Переправившись через Москву-реку по плавучему мосту, к вечеру император был в Петровском дворце. Император, заняв практически пустой город, явно не ожидал еще и таких событий: «Над дворцом, который занял Наполеон, – писал военный медик Ф. Мерсье, – возвышалась терраса, откуда прекрасно был виден весь город, и оттуда в минуты досуга он и наблюдал за распространением пожара. С глубочайшей горечью должен был он созерцать разрушение этого города, на обладании которым он основывал все свои надежды. Говорят, при этом он однажды воскликнул: “Москвы более не существует, и я лишился награды, которая была обещана моей армии”».
Пожар, бушевавший до 6 (18) сентября принес не только опасность и горе, но и в определенной мере способствовал росту мародерства и грабежа. Офицер итальянской гвардии Ложье указывал, что эти события стали некой мотивацией для французских солдат: «Постараемся вырвать у огня все, что можно. Не дадим русским радоваться их варварскому торжеству и воспользуемся по крайней мере тем, что они бросили. Имеем же мы право воспользоваться тем, что они оставили огню». В итоге «солдаты всех европейских наций, не исключая и русских, маркитантки, каторжники, масса проституток бросались взапуски в дома и церкви, уже почти окруженные огнем, и выходили оттуда, нагрузившись серебром, узлами, одеждой и проч. Они падали друг на друга, – продолжал Ложье, – толкались и вырывали друг у друга из рук только что захваченную добычу; и только сильный оставался правым после кровопролитной схватки…»
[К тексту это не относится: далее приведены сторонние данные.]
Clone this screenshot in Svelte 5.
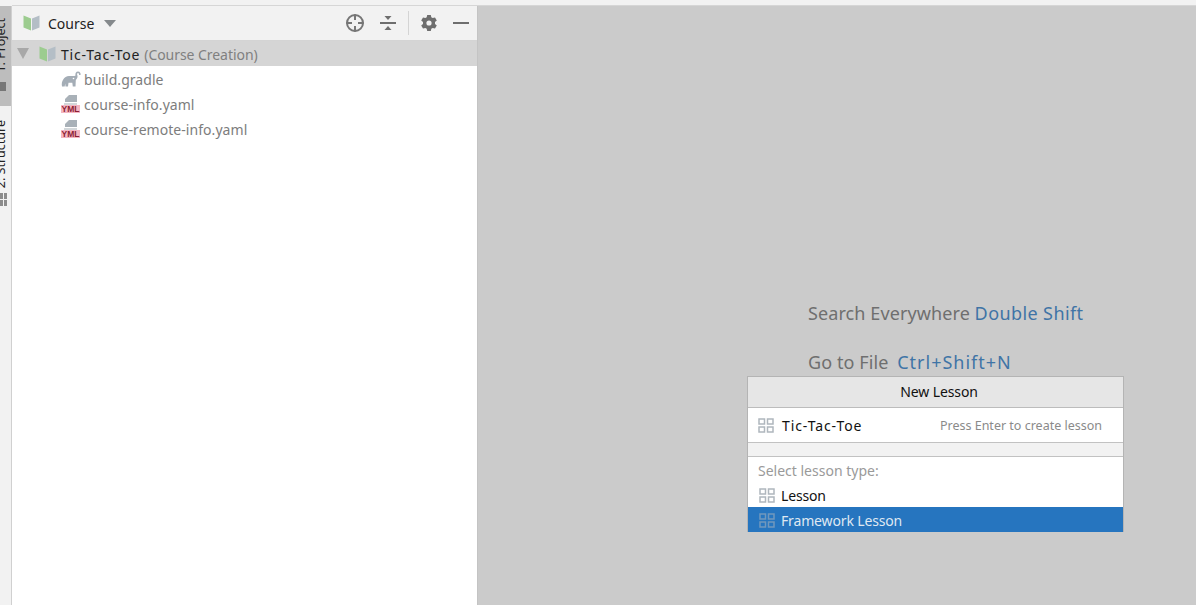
<script>
  const files = [
    { name: 'build.gradle', icon: 'gradle' },
    { name: 'course-info.yaml', icon: 'yml' },
    { name: 'course-remote-info.yaml', icon: 'yml' }
  ];
</script>

{#snippet book()}
  <svg class="book" width="17" height="16" viewBox="0 0 17 16">
    <path d="M0.500 0.500 L8 3.500 V15.500 L0.500 12.500 Z" fill="#9ccc8f" />
    <path d="M9 3.500 L16.500 0.500 V12.500 L9 15.500 Z" fill="#b4bec6" />
  </svg>
{/snippet}

{#snippet lessonIcon()}
  <svg class="grid-icon" width="16" height="15" viewBox="0 0 16 15" fill="none" stroke="#afb6bd" stroke-width="1.5">
    <rect x="1" y="1" width="5.500" height="5" />
    <rect x="9.500" y="1" width="5.500" height="5" />
    <rect x="1" y="9" width="5.500" height="5" />
    <rect x="9.500" y="9" width="5.500" height="5" />
  </svg>
{/snippet}

<div class="page">
  <aside class="stripe">
    <div class="tab active">
      <span class="vtext">1: Project</span>
      <span class="sq"></span>
    </div>
    <div class="tab second">
      <span class="vtext">2: Structure</span>
      <span class="dots"><i></i><i></i><i></i><i></i></span>
    </div>
  </aside>

  <section class="project">
    <header class="toolbar">
      {@render book()}
      <span class="title">Course</span>
      <svg class="caret" width="12" height="7" viewBox="0 0 12 7"><path d="M0 0 H12 L6 7 Z" fill="#85898c" /></svg>
      <span class="spacer"></span>
      <svg class="tool" width="20" height="20" viewBox="0 0 20 20" fill="none" stroke="#767676" stroke-width="2">
        <circle cx="10" cy="10" r="8" />
        <path d="M10 1.500 V7 M10 13 V18.500 M1.500 10 H7 M13 10 H18.500" />
      </svg>
      <svg class="tool collapse" width="18" height="18" viewBox="0 0 18 18" fill="#6e6e6e">
        <rect x="1" y="8" width="16" height="2" />
        <path d="M5.500 2 H12.500 L9 6 Z M5.500 16 H12.500 L9 12 Z" />
      </svg>
      <span class="divider"></span>
      <svg class="tool gear" width="18" height="18" viewBox="0 0 18 18">
        <path fill="#6e6e6e" fill-rule="evenodd" d="M7.200 1 H10.800 L11.300 3.300 L12.700 4.100 L15 3.400 L16.800 6.500 L15 8 V10 L16.800 11.500 L15 14.600 L12.700 13.900 L11.300 14.700 L10.800 17 H7.200 L6.700 14.700 L5.300 13.900 L3 14.600 L1.200 11.500 L3 10 V8 L1.200 6.500 L3 3.400 L5.300 4.100 L6.700 3.300 Z M9 6.400 A2.600 2.600 0 1 0 9 11.600 A2.600 2.600 0 1 0 9 6.400 Z" />
      </svg>
      <span class="minus"></span>
    </header>

    <div class="row selected">
      <svg class="arrow" width="12" height="11" viewBox="0 0 12 11"><path d="M0 0 H12 L6 11 Z" fill="#a8a8a8" /></svg>
      {@render book()}
      <span class="root">Tic-Tac-Toe</span>
      <span class="muted">(Course Creation)</span>
    </div>

    {#each files as file}
      <div class="row file">
        {#if file.icon === 'gradle'}
          <svg class="file-icon" width="20" height="16" viewBox="0 0 20 16">
            <path fill="#a4adb6" d="M1 15.500 C0 10 3 5.500 8 5 C11 4.700 13 5.500 14.500 4.500 C14 2.500 15 0.500 17 0.500 C19 0.500 20 2.500 19.500 4 L18 4 C18.300 3 17.800 2 17 2 C16 2 15.800 3.500 16.500 4.800 C17 6.500 15.500 8.500 14.800 9 L14.500 15.500 H11.800 L11.300 11.800 H7.500 L7 15.500 H4.500 L4.200 12.500 L3.700 15.500 Z" />
            <circle cx="12.500" cy="7.500" r="0.800" fill="#fff" />
          </svg>
        {:else}
          <span class="yml">
            <svg width="13" height="10" viewBox="0 0 13 10" class="doc">
              <path d="M5 0 H13 V7 H1 V4 Z" fill="#a9b1b8" />
              <rect x="0" y="8" width="13" height="2" fill="#d3d7da" />
            </svg>
            <span class="yml-tag">YML</span>
          </span>
        {/if}
        <span class="fname">{file.name}</span>
      </div>
    {/each}
  </section>

  <main class="editor">
    <div class="hints">
      <p><span class="hint-label">Search Everywhere</span> <b class="double">Double Shift</b></p>
      <p><span class="hint-label">Go to File</span> <b class="keys">Ctrl+Shift+N</b></p>
    </div>

    <div class="popup">
      <div class="popup-title">New Lesson</div>
      <div class="input-row">
        {@render lessonIcon()}
        <span class="input-text">Tic-Tac-Toe</span>
        <span class="advert">Press Enter to create lesson</span>
      </div>
      <div class="gap-band"></div>
      <div class="list">
        <div class="list-head">Select lesson type:</div>
        <div class="item">{@render lessonIcon()}<span class="lesson">Lesson</span></div>
        <div class="item current">{@render lessonIcon()}<span class="lesson">Framework Lesson</span></div>
      </div>
    </div>
  </main>
</div>

<style>
  :global(body) {
    margin: 0;
    background: #fff;
  }
  .page {
    position: relative;
    width: 1196px;
    height: 605px;
    overflow: hidden;
    display: grid;
    grid-template-columns: 12px 465px 1fr;
    box-sizing: border-box;
    padding-top: 6px;
    background: #f2f2f2;
    font-family: "Noto Sans", "Open Sans", sans-serif;
    font-size: 14px;
    color: #1e1e1e;
  }
  .page::before {
    content: "";
    position: absolute;
    left: 12px;
    right: 0;
    top: 5px;
    height: 1px;
    background: #d6d6d6;
  }
  .stripe {
    background: #f2f2f2;
    border-right: 1px solid #d0d0d0;
    box-sizing: border-box;
    overflow: hidden;
    display: flex;
    flex-direction: column;
    height: 599px;
  }
  .tab {
    display: flex;
    flex-direction: column;
    align-items: center;
    width: 11px;
    overflow: visible;
    position: relative;
  }
  .tab.active {
    background: #bdbdbd;
    height: 100px;
    flex: none;
  }
  .vtext {
    writing-mode: vertical-rl;
    transform: rotate(180deg);
    font-size: 12.500px;
    line-height: 16px;
    white-space: nowrap;
    color: #222;
    position: absolute;
    left: -7px;
  }
  .active .vtext {
    bottom: 33px;
  }
  .second .vtext {
    top: 14px;
  }
  .sq {
    position: absolute;
    left: 0;
    top: 76px;
    width: 6px;
    height: 9px;
    background: #767676;
  }
  .tab.second {
    flex: 1;
  }
  .dots {
    position: absolute;
    left: 0;
    top: 87px;
    width: 7px;
    display: grid;
    grid-template-columns: 3px 3px;
    gap: 1px;
  }
  .dots i {
    height: 6px;
    background: #8c8c8c;
  }
  .project {
    background: #fff;
    height: 599px;
  }
  .toolbar {
    height: 34px;
    background: #f2f2f2;
    border-bottom: 1px solid #d4d4d4;
    display: flex;
    align-items: center;
    padding: 0 8px 0 11px;
  }
  .title {
    margin-left: 8px;
    color: #222;
  }
  .caret {
    margin-left: 10px;
    margin-top: 1px;
  }
  .spacer {
    flex: 1;
  }
  .tool {
    flex: none;
  }
  .collapse {
    margin-left: 14px;
  }
  .divider {
    width: 1px;
    height: 24px;
    background: #d4d4d4;
    margin: 0 11px;
  }
  .minus {
    width: 16px;
    height: 2px;
    background: #6e6e6e;
    margin-left: 15px;
  }
  .row {
    height: 25px;
    display: flex;
    align-items: center;
    box-sizing: border-box;
    white-space: nowrap;
  }
  .selected {
    background: #d5d5d5;
    padding-left: 5px;
  }
  .selected .book {
    margin-left: 10px;
    margin-right: 5px;
  }
  .root {
    color: #222;
    letter-spacing: 0.8px;
    margin: 2px 0 0 0;
  }
  .muted {
    color: #808080;
    margin: 2px 0 0 4px;
    letter-spacing: -0.05px;
  }
  .file {
    padding-left: 48px;
    color: #7d7d7d;
  }
  .file-icon {
    margin: 0 3px 0 1px;
  }
  .fname {
    line-height: 25px;
    margin-top: 2px;
    letter-spacing: 0.05px;
  }
  .yml {
    position: relative;
    width: 20px;
    height: 18px;
    margin: 1px 3px 0 1px;
    display: block;
  }
  .doc {
    position: absolute;
    left: 3px;
    top: 0;
  }
  .yml-tag {
    position: absolute;
    left: 0;
    bottom: 0;
    width: 19px;
    height: 8px;
    background: #f4b5c1;
    color: #8c1f34;
    font-family: "Liberation Sans", sans-serif;
    font-size: 8.500px;
    font-weight: 700;
    line-height: 8px;
    text-align: center;
  }
  .editor {
    background: #cbcbcb;
    border-left: 1px solid #c4c4c4;
    height: 599px;
  }
  .hints {
    padding: 295px 0 0 330px;
    font-size: 18px;
    color: #6f6f6f;
  }
  .hints p {
    margin: 0 0 25px;
    height: 24px;
    line-height: 24px;
    white-space: nowrap;
  }
  .hint-label {
    letter-spacing: 0.1px;
  }
  .hints b {
    font-weight: 400;
    color: #3f74a6;
  }
  .double {
    letter-spacing: 0.4px;
  }
  .keys {
    letter-spacing: 1px;
    margin-left: 4px;
  }
  .popup {
    position: absolute;
    left: 747px;
    top: 376px;
    width: 377px;
    height: 156px;
    box-sizing: border-box;
    border: 1px solid #b4b4b4;
    background: #fff;
    display: flex;
    flex-direction: column;
  }
  .popup-title {
    height: 30px;
    flex: none;
    background: #e6e6e6;
    border-bottom: 1px solid #bcbcbc;
    text-align: center;
    line-height: 29px;
    color: #111;
    padding-left: 7px;
    letter-spacing: -0.1px;
  }
  .input-row {
    height: 34px;
    flex: none;
    border-bottom: 1px solid #c2c2c2;
    display: flex;
    align-items: center;
    padding: 0 21px 0 10px;
  }
  .input-text {
    margin-left: 8px;
    color: #111;
    letter-spacing: 0.9px;
  }
  .advert {
    margin-left: auto;
    color: #8a8a8a;
    font-size: 12.500px;
  }
  .gap-band {
    height: 13px;
    flex: none;
    background: #f2f2f2;
    border-bottom: 1px solid #c2c2c2;
  }
  .list {
    flex: 1;
    display: flex;
    flex-direction: column;
  }
  .list-head {
    height: 25px;
    flex: none;
    padding: 1px 0 0 10px;
    box-sizing: border-box;
    line-height: 25px;
    color: #9a9a9a;
  }
  .item {
    height: 25px;
    flex: none;
    box-sizing: border-box;
    padding-top: 2px;
    display: flex;
    align-items: center;
    gap: 6px;
    padding-left: 11px;
    color: #111;
  }
  .lesson {
    letter-spacing: -0.15px;
  }
  .item.current {
    background: #2675bf;
    color: #dfe8f2;
  }
  .item.current .grid-icon {
    opacity: 0.55;
  }
</style>
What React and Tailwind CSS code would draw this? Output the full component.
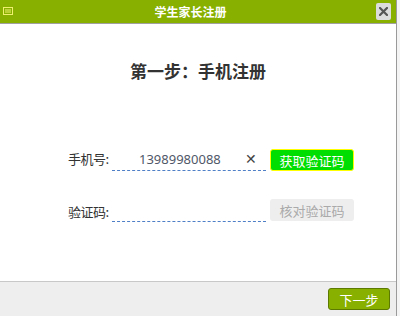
export default function App() {
  const cjk = { fontFamily: '"Noto Sans CJK SC", "Noto Sans", sans-serif' };
  return (
    <div className="w-[400px] h-[316px] bg-[#f4f4f4] flex" style={cjk}>
      <div className="w-[397px] h-full flex flex-col bg-white border-r border-[#9a9a9a]">
        <div className="relative h-[24px] bg-[#88b000] border-b border-[#a0a0a0] flex items-center justify-center">
          <svg className="absolute left-[3px] top-[7px]" width="10" height="8" viewBox="0 0 10 8">
            <rect x="0.5" y="0.5" width="9" height="7" fill="none" stroke="#f0f070" strokeWidth="1" />
            <line x1="2" y1="3" x2="8" y2="3" stroke="#f0f070" strokeWidth="1" />
            <line x1="2" y1="5" x2="8" y2="5" stroke="#f0f070" strokeWidth="1" />
          </svg>
          <span className="text-white text-[12px] font-bold leading-none -ml-[15px]">学生家长注册</span>
          <div className="absolute right-[5px] top-[3px] w-[15px] h-[17px] bg-[#dcdcdc] rounded-[2px] flex items-center justify-center">
            <svg width="9" height="9" viewBox="0 0 9 9">
              <path d="M1 1 L8 8 M8 1 L1 8" stroke="#555" strokeWidth="2.2" strokeLinecap="square" />
            </svg>
          </div>
        </div>
        <div className="flex-1 flex flex-col">
          <div className="mt-[36px] text-center text-[17px] font-bold text-[#333] leading-[22px]">第一步：手机注册</div>
          <div className="mt-[67px] flex items-end pl-[68px]">
            <span className="w-[44px] text-[13px] text-[#333] leading-[16px] mb-[4px] tracking-[-0.5px]">手机号:</span>
            <div className="w-[154px] h-[22px] border-b border-dashed border-[#4f7fc6] relative flex items-center">
              <span className="ml-[27px] text-[13px] text-[#505868] leading-none" style={{ fontFamily: '"Noto Sans", sans-serif' }}>13989980088</span>
              <span className="absolute right-[9px] top-[2px] text-[14px] text-[#444] leading-none">✕</span>
            </div>
            <button className="ml-[4px] w-[84px] h-[22px] bg-[#00dd00] border border-[#ffff00] rounded-[3px] text-white text-[13px] leading-none">获取验证码</button>
          </div>
          <div className="mt-[28px] flex items-end pl-[68px]">
            <span className="w-[44px] text-[13px] text-[#333] leading-[16px] mb-[2px] tracking-[-0.5px]">验证码:</span>
            <div className="w-[154px] h-[22px] border-b border-dashed border-[#4f7fc6]"></div>
            <button className="ml-[4px] w-[84px] h-[22px] bg-[#eeeeee] rounded-[3px] text-[#aaa] text-[13px] leading-none mb-[1px]">核对验证码</button>
          </div>
        </div>
        <div className="h-[35px] bg-[#eeeeee] border-t border-[#c8c8c8] flex items-center justify-end pr-[6px]">
          <button className="w-[62px] h-[22px] bg-[#88b000] border border-[#5c7a00] rounded-[3px] text-white text-[13px] leading-none">下一步</button>
        </div>
      </div>
    </div>
  );
}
Солдат и офицеров Великой армии, помимо ювелирных украшений, особенно привлекала именно разнообразная одежда. Сержант Бургонь рассказывал, что когда он вернулся вечером одного из первых дней пожара на площадь, где расположился на бивак его полк, он увидел перед собой «сборище разноплеменных народов мира»: «…солдаты были одеты кто калмыком, кто казаком, кто татарином, персиянином или турком, а другие щеголяли в богатых мехах. Некоторые нарядились в придворные костюмы во французском вкусе, со шпагами при бедре, с блестящими, как алмазы, стальными рукоятками». Ему вторил и инженер-капитан Лабом, который говорил, что солдаты выбирали себе самые живописные костюмы, чтобы избежать нападений: «В нашем лагере можно было увидеть людей, одетых татарами, казаками, китайцами; одни носили польские плащи, другие – высокие шапки персов, баскаков или калмыков. Таким образом, наша армия в это время представляла картину карнавала, и можно было бы сказать, что наше отступление, начавшееся маскарадом, кончилось похоронным шествием».
Однако далеко не все солдаты и офицеры занялись грабежами и мародерством во время пожара. К примеру, командир эскадрона Дюверже описывал такую сцену: «Среди улицы поместилась старая маркитантка… Она стояла, вперив свои зелено-карие глаза в бегущих людей; она останавливала и обшаривала их… В это время ко мне подходила группа людей: старик, двое или трое детей, молодая девушка, прекрасная лицом, несмотря на свою бледность, и женщина, которую два человека несли на носилках. Все они плакали с надрывающими сердце рыданиями. Старая маркитантка внезапно бросилась к больной женщине и принялась рыться в ее одежде, ища, не спрятано ли там какой драгоценности. Этого с меня было довольно на этот день, чтобы прийти в ярость. Я схватил негодяйку. Да простит мне небо за то, что я ударил женщину».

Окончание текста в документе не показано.